EXERCISE → Wherever the string "with" occurs in a line of these records, report that line.

STORED DATA →

-- BEGIN --

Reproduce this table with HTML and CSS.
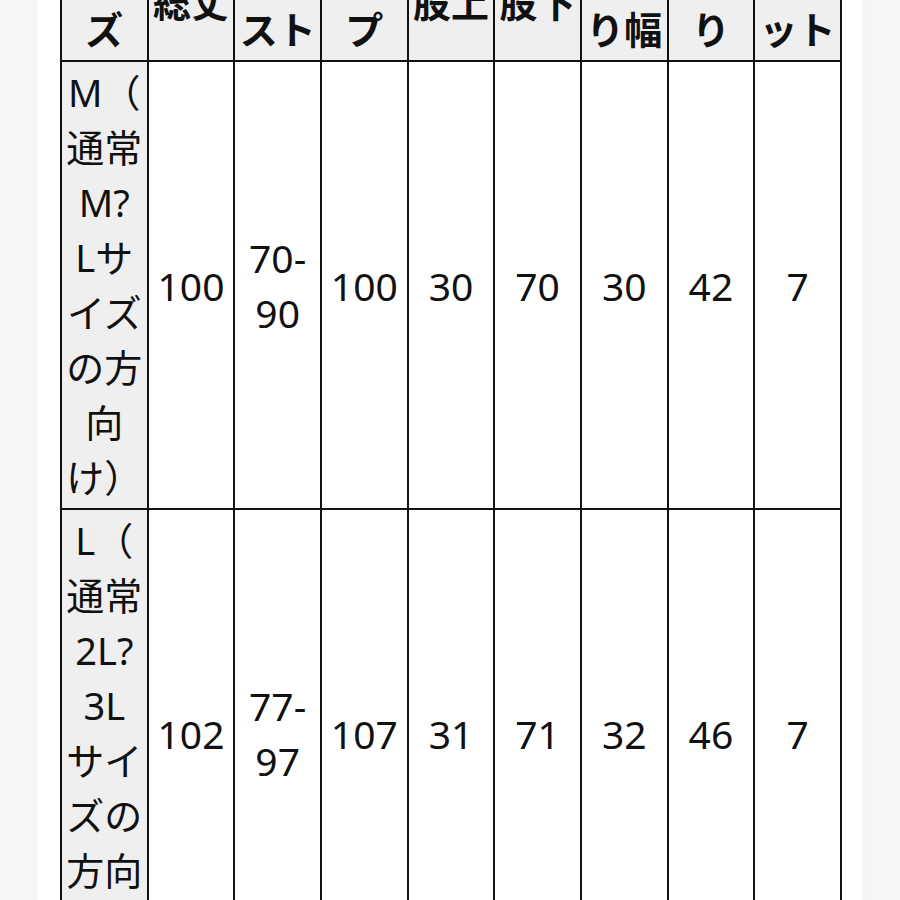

-- END --
-- BEGIN --

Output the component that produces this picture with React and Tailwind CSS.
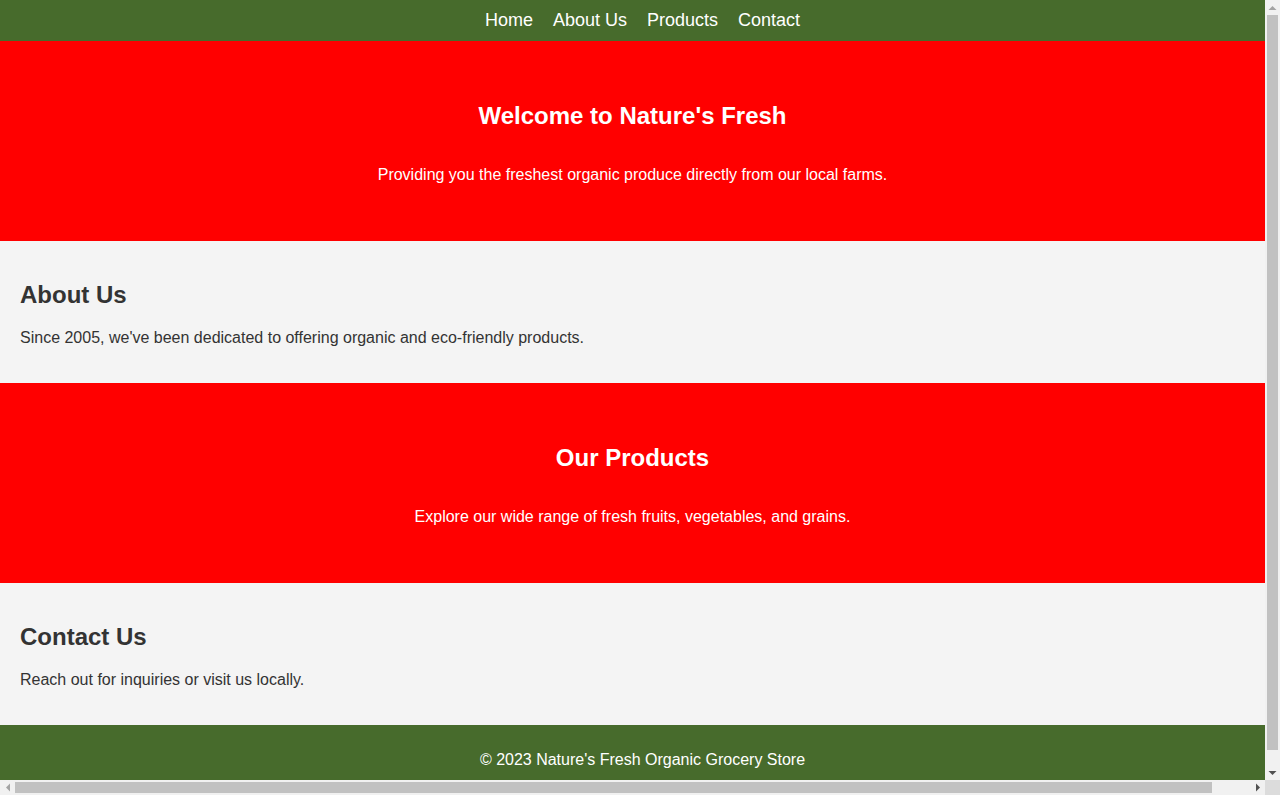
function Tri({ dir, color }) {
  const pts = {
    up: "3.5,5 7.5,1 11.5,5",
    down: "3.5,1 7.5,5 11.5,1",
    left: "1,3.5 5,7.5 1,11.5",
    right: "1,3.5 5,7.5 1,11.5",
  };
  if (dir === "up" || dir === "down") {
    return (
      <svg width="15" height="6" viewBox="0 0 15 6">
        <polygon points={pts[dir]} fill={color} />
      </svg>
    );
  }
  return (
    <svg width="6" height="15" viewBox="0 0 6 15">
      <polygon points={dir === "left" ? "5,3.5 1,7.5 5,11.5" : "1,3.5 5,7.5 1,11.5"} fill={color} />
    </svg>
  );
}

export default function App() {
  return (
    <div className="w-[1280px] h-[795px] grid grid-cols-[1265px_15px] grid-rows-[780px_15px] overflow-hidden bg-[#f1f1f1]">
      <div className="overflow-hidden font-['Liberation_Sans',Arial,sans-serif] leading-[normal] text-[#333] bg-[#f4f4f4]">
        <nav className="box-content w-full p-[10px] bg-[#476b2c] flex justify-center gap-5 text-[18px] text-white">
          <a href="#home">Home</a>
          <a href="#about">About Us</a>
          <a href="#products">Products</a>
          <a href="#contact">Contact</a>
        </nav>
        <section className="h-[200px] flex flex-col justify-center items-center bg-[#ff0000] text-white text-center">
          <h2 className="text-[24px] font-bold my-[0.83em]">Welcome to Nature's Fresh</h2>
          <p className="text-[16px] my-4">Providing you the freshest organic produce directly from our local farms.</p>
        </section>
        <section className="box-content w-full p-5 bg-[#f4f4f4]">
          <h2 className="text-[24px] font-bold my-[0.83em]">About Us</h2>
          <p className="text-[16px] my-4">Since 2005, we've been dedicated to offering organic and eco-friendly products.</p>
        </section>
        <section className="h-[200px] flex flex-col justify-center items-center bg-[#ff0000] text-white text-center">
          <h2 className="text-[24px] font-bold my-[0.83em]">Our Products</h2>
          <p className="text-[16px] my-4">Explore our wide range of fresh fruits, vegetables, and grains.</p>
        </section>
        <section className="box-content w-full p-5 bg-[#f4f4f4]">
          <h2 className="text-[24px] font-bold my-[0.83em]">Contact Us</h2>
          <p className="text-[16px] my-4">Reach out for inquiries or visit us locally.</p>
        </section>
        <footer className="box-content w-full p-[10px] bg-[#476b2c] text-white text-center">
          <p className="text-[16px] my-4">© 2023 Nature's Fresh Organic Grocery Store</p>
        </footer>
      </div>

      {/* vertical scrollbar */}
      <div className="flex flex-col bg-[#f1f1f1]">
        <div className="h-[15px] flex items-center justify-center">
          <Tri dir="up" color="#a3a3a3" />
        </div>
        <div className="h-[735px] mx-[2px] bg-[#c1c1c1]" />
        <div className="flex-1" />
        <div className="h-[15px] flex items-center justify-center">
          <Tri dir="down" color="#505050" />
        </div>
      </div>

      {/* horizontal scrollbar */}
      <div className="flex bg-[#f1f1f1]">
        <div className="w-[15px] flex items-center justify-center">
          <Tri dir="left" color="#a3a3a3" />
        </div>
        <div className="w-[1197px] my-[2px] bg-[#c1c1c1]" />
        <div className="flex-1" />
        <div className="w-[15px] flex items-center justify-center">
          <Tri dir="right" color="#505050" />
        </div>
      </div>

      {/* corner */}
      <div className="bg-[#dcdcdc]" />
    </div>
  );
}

-- END --

ANSWER →
Reproduce this table with HTML and CSS.
Output the component that produces this picture with React and Tailwind CSS.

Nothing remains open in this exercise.